Per cell cost estimate
The per cell library preparation cost is conservatively estimated (assuming only 1200 single cells captured per chip) at 98¢/cell: (1) Takara Bio ICELL8 chip (52¢/cell), (2) Illumina Tn5 (24¢/cell), (3) e2Tak polymerase (4¢/cell). The per cell sequencing cost at the depth used for this report is approximately 17¢/cell; other reagents contribute less than 1% additionally, yielding a total scATAC-seq cost of 98¢ per cell.
Data analysis
Illumina sequencing reads in BCL format were demultiplexed by single-cell barcode to fastq files using bcl2fastq (Illumina) according to the manufacturer’s manual.
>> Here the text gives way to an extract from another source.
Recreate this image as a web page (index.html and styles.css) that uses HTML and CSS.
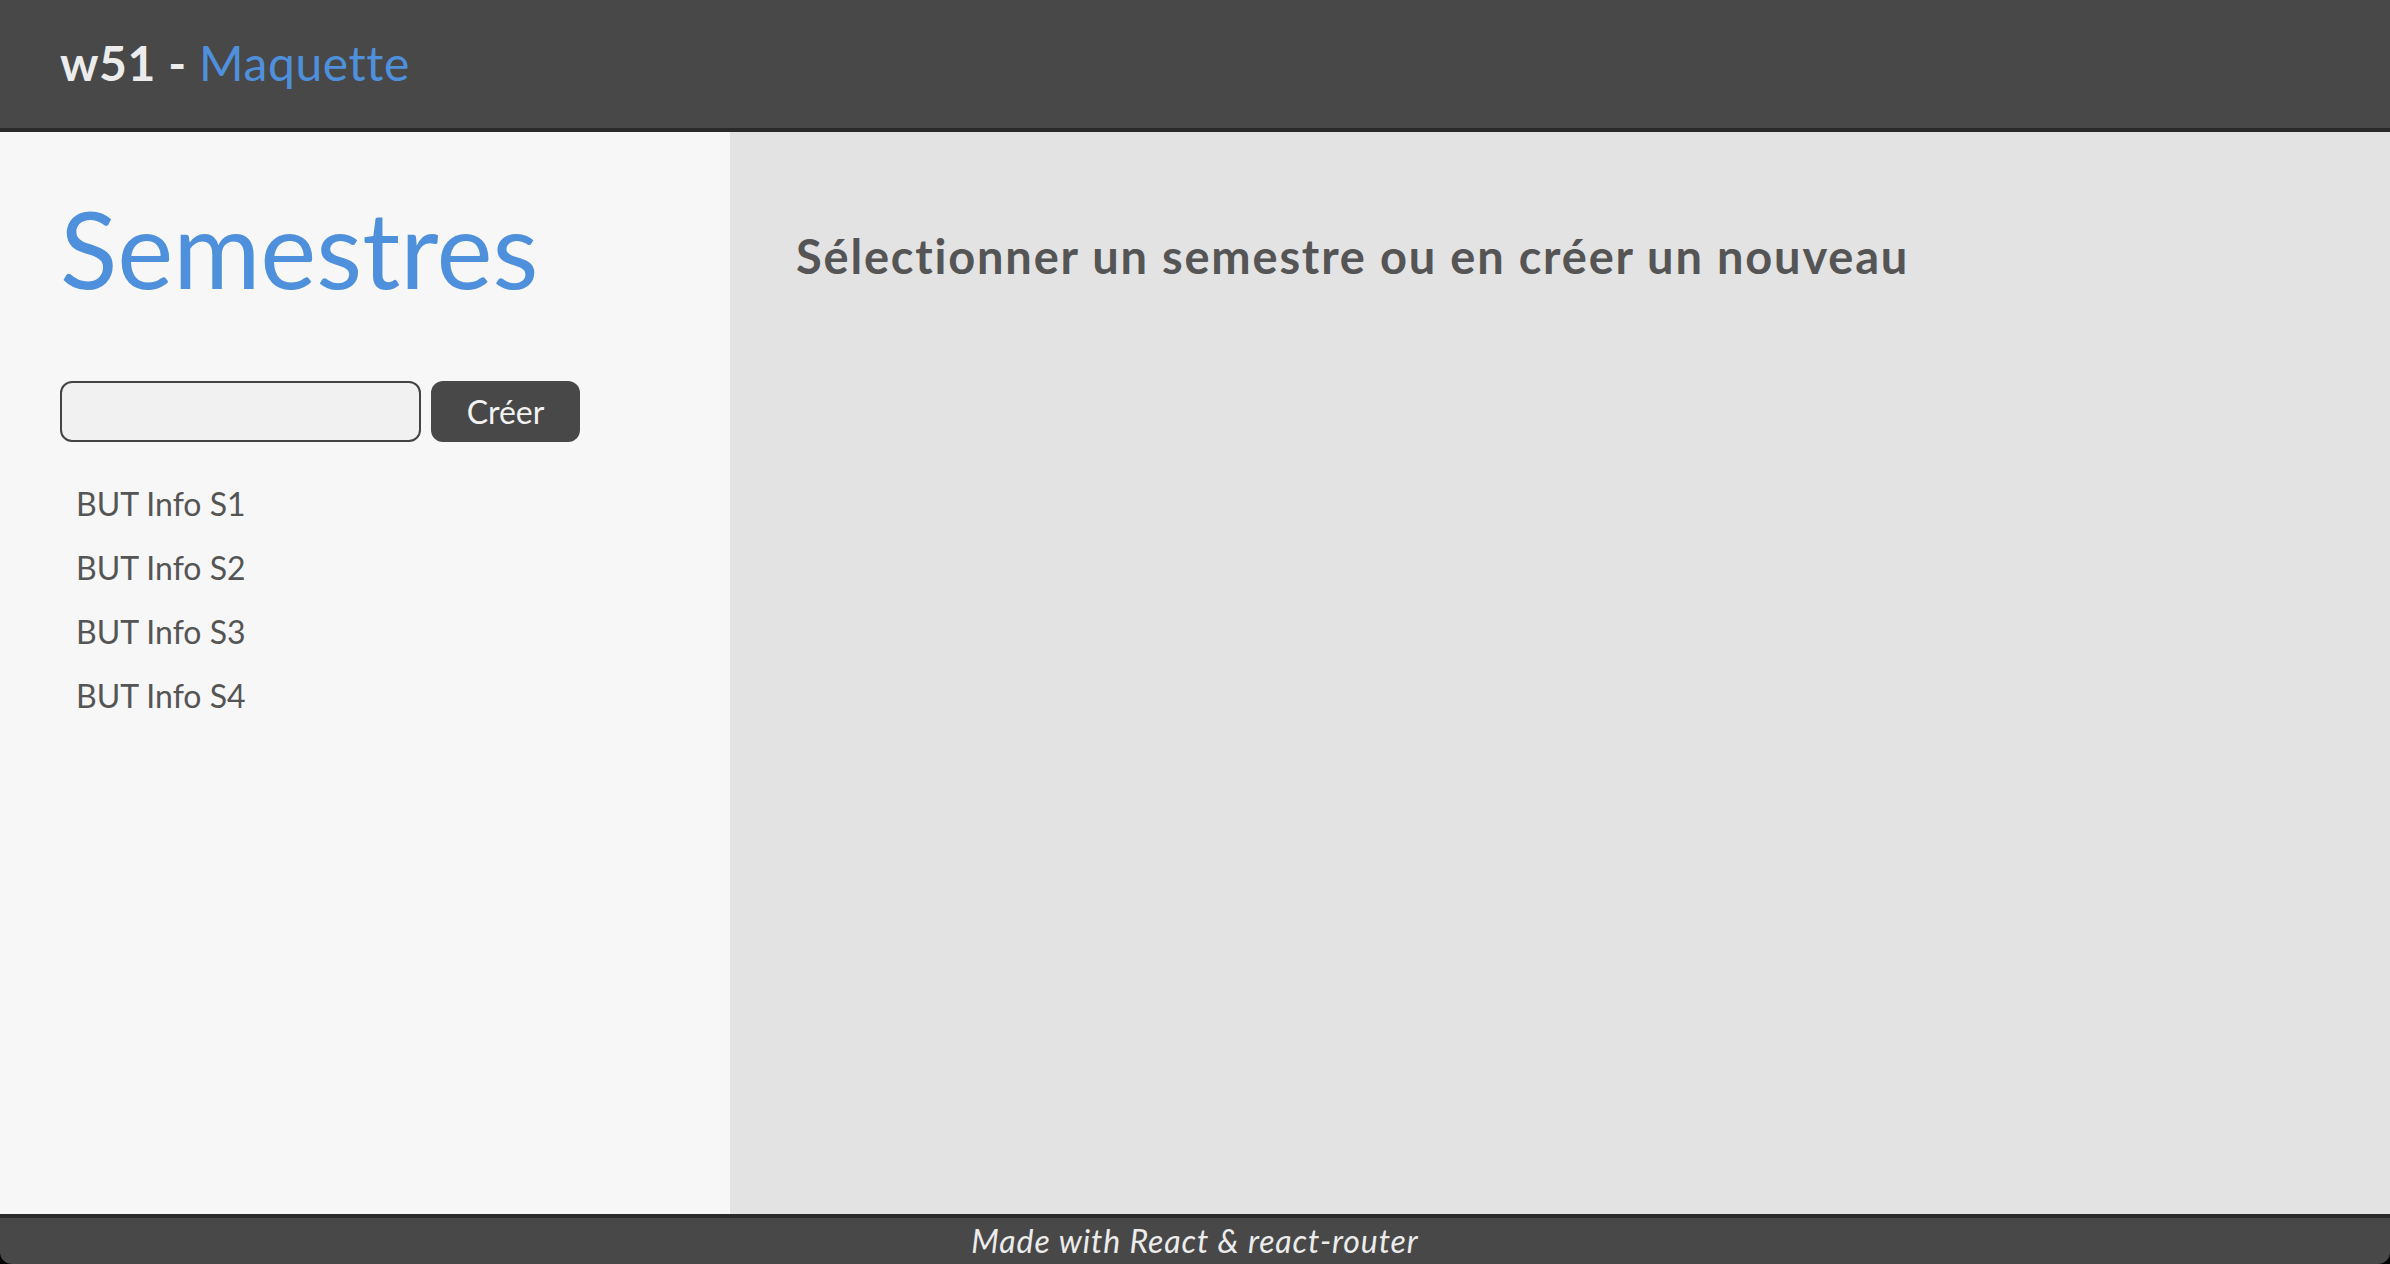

Reads were trimmed using Cutadapt16 (parameters: -a Trans2_rc = CTGTCTCTTATACACATCTCCGAGCCCACGAGA CA, Trans 1_rc=CTGTCTCTTATACACATCTGACG CTGCCGACGA) and aligned to either the human (hg19) or mouse (mm9) genomes using Bowtie217. Mitochondrial reads were removed prior to downstream analysis. PCR duplicates were identified and removed if either the start or end position was shared with another sequencing read. Library complexity estimates were performed using Picard Tools MarkDuplicates utilities (https://broad-institute.github.io/picard/). Accessible chromatin regions (peaks) were determined using MACS218 (parameters: --format BAMPE --nomodel --call-summits --nolambda --keep-dup all) for mouse embryonic stem cells (mESCs) and human lymphoblastoid (GM12878) cells. A previously published accessible peak set for hematopoiesis was used for PBMC, T and B cell analysis1. Single cells were selected based on imaging using the supplied ICELL8 CellSelect software (Takara Bio USA) with manufacture settings. Primary PBMCs with fewer than than 500 unique (non-mitochondrial) reads or with less than 20% (10-15% for mESCs and GM12878 cells) of mappable reads lying within peaks were eliminated from subsequent analysis. Bias-corrected deviations in accessibility near transcription factor motifs were calculated using ChromVar9. Hierarchical and k-means clustering as well as tSNE analyses10 were completed using custom R scripts.
Competing Interests
I.M., Alain M., M.B., A.F. are employees at Takara Bio USA, Inc. S.K. presented the described work on behalf of Takara Bio USA, Inc. at the Advances in Genome Biology and Technology General Meeting (2018), but has no financial interest in this work. W.G. is a scientific co-founder of Epinomics and a consultant for 10X genomics. Stanford University has filed a provisional patent application on the ATAC-seq methods described and W.G. is named as an inventor. Anja M., K.B., P.F., and S.L. declare no competing financial interests.
Acknowledgments
Anja M. is supported by the Swedish Research Council (grant 2015-06403). S.K. is supported by a T32 Ruth L. Kirschstein National Research Service Award (Institutional Training Grant in Genome Science NIH 5 T32 HG000044). This work was supported by NIH (P50HG007735 and UM1HG009442 and U19AI057266 to W.J.G.), the Rita Allen Foundation (to W.J.G.), the Baxter Foundation Faculty Scholar Grant, and the Human Frontiers Science Program grant RGY006S (to W.J.G), and the Joint Institute for Metrology in Biology. W.J.G is a Chan Zuckerberg Biohub investigator and acknowledges grants 2017-174468 and 2018-182817 from the Chan Zuckerberg Initiative.